Lublin holds first Jewish culture festival

'We wanted to show history of our city and its multiculturalism by recalling the life of a third of our Lublin inhabitants who are no longer there', Lublin's Mayor said:

Authorities in Lublin, eastern Poland, held the city’s first Jewish Culture Festival this week, with organisers saying it marked “a new event on the region’s calendar”.

World-famous cantor Yoni Rose performed at the opening night, heralding the start of two days of Jewish tradition presented through music, performances, meetings and educational activities and the Polish Chief Rabbi, Michael Schudrich also took part.
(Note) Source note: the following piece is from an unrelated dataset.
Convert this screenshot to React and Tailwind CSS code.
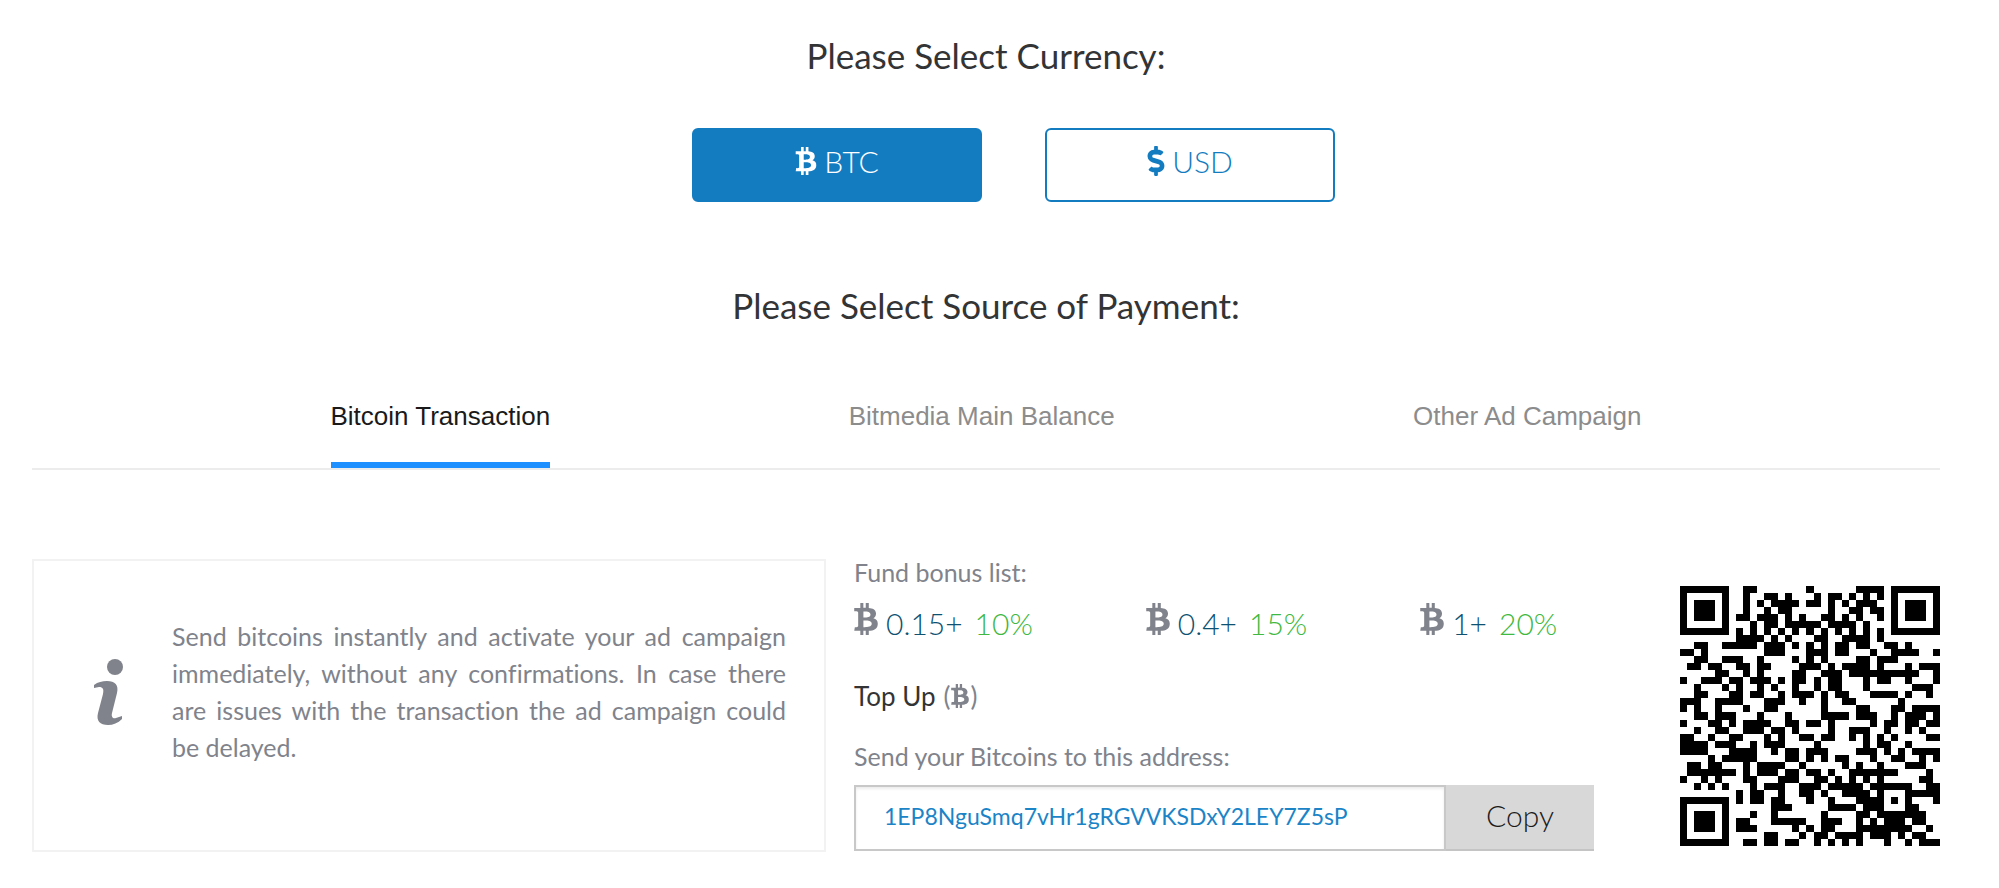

Lublin Mayor Krzysztof Żuk said: “We wanted to show the history of our city and its multiculturalism by recalling the culture and life of that third of our Lublin inhabitants who are no longer there.”

The city is home to Poland’s largest Jewish cemetery, the pre-war community having numbered almost 45,000 – about a third of Lublin’s population at the time.

Tours of the graves of luminaries formed part of the festival and organisers said one of the aims was “to fill the empty space left by the former Jewish district”, which stretched around Lublin castle. 

Poland’s Nazi occupiers established a ghetto, and in 1942 transported its inhabitants to Bełżec, where up to 500,000 were killed.